Short problem |
Repeat the listing exactly as given, omitting every image.

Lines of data
########################################

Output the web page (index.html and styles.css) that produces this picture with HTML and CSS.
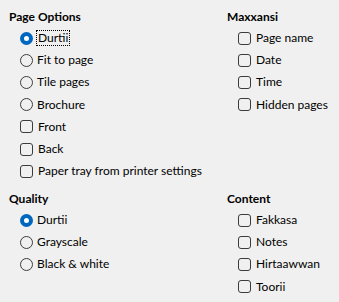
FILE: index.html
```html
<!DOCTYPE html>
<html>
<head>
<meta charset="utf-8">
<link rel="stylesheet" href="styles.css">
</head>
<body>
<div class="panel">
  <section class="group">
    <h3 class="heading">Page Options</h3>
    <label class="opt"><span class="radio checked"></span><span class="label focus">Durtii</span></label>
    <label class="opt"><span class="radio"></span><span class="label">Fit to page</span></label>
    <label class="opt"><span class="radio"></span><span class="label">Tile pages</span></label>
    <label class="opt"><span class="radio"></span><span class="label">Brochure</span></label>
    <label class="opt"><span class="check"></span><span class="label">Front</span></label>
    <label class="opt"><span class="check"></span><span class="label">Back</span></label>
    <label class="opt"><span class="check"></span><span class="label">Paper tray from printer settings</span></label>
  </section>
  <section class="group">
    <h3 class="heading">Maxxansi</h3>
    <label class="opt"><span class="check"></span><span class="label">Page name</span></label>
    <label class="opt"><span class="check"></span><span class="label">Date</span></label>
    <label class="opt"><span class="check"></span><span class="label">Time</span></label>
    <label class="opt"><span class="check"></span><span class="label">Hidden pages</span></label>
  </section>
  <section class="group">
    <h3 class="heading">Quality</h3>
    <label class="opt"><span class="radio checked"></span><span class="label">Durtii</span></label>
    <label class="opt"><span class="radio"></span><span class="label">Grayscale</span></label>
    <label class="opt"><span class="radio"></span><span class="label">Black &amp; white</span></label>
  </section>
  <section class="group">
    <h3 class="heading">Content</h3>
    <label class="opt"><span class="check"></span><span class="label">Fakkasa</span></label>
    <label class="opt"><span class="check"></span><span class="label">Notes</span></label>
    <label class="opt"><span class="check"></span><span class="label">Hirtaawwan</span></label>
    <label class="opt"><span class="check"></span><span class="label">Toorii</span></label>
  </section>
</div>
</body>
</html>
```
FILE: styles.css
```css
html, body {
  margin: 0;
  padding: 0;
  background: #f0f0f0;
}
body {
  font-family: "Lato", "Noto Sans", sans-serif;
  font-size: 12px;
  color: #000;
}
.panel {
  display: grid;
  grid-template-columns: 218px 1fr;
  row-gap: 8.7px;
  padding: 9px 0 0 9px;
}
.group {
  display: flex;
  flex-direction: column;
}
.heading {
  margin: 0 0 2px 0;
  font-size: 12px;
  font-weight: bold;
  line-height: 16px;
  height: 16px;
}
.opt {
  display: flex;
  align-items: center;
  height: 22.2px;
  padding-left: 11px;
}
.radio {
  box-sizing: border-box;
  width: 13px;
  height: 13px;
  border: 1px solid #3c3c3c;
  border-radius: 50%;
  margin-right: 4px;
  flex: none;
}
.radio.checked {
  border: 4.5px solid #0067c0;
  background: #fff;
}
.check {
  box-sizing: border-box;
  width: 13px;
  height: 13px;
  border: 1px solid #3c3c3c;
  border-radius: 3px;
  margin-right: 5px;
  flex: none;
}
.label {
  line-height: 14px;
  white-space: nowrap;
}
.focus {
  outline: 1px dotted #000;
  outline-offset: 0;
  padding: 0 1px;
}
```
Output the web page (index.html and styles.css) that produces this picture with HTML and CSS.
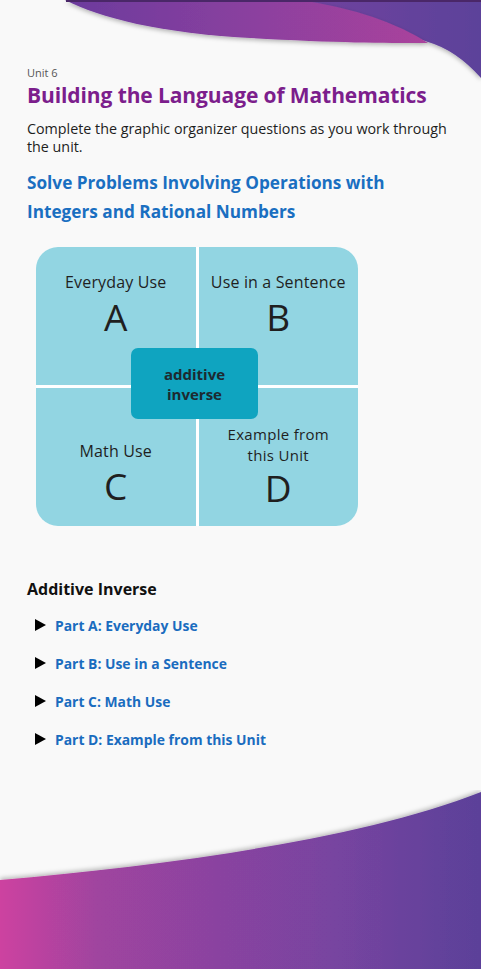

########################################

Problem solution |
Output the web page (index.html and styles.css) that produces this picture with HTML and CSS.
FILE: index.html
```html
<!DOCTYPE html>
<html>
<head>
<meta charset="utf-8">
<link rel="stylesheet" href="styles.css">
</head>
<body>
<div class="panel">
  <section class="group">
    <h3 class="heading">Page Options</h3>
    <label class="opt"><span class="radio checked"></span><span class="label focus">Durtii</span></label>
    <label class="opt"><span class="radio"></span><span class="label">Fit to page</span></label>
    <label class="opt"><span class="radio"></span><span class="label">Tile pages</span></label>
    <label class="opt"><span class="radio"></span><span class="label">Brochure</span></label>
    <label class="opt"><span class="check"></span><span class="label">Front</span></label>
    <label class="opt"><span class="check"></span><span class="label">Back</span></label>
    <label class="opt"><span class="check"></span><span class="label">Paper tray from printer settings</span></label>
  </section>
  <section class="group">
    <h3 class="heading">Maxxansi</h3>
    <label class="opt"><span class="check"></span><span class="label">Page name</span></label>
    <label class="opt"><span class="check"></span><span class="label">Date</span></label>
    <label class="opt"><span class="check"></span><span class="label">Time</span></label>
    <label class="opt"><span class="check"></span><span class="label">Hidden pages</span></label>
  </section>
  <section class="group">
    <h3 class="heading">Quality</h3>
    <label class="opt"><span class="radio checked"></span><span class="label">Durtii</span></label>
    <label class="opt"><span class="radio"></span><span class="label">Grayscale</span></label>
    <label class="opt"><span class="radio"></span><span class="label">Black &amp; white</span></label>
  </section>
  <section class="group">
    <h3 class="heading">Content</h3>
    <label class="opt"><span class="check"></span><span class="label">Fakkasa</span></label>
    <label class="opt"><span class="check"></span><span class="label">Notes</span></label>
    <label class="opt"><span class="check"></span><span class="label">Hirtaawwan</span></label>
    <label class="opt"><span class="check"></span><span class="label">Toorii</span></label>
  </section>
</div>
</body>
</html>
```
FILE: styles.css
```css
html, body {
  margin: 0;
  padding: 0;
  background: #f0f0f0;
}
body {
  font-family: "Lato", "Noto Sans", sans-serif;
  font-size: 12px;
  color: #000;
}
.panel {
  display: grid;
  grid-template-columns: 218px 1fr;
  row-gap: 8.7px;
  padding: 9px 0 0 9px;
}
.group {
  display: flex;
  flex-direction: column;
}
.heading {
  margin: 0 0 2px 0;
  font-size: 12px;
  font-weight: bold;
  line-height: 16px;
  height: 16px;
}
.opt {
  display: flex;
  align-items: center;
  height: 22.2px;
  padding-left: 11px;
}
.radio {
  box-sizing: border-box;
  width: 13px;
  height: 13px;
  border: 1px solid #3c3c3c;
  border-radius: 50%;
  margin-right: 4px;
  flex: none;
}
.radio.checked {
  border: 4.5px solid #0067c0;
  background: #fff;
}
.check {
  box-sizing: border-box;
  width: 13px;
  height: 13px;
  border: 1px solid #3c3c3c;
  border-radius: 3px;
  margin-right: 5px;
  flex: none;
}
.label {
  line-height: 14px;
  white-space: nowrap;
}
.focus {
  outline: 1px dotted #000;
  outline-offset: 0;
  padding: 0 1px;
}
```
Output the web page (index.html and styles.css) that produces this picture with HTML and CSS.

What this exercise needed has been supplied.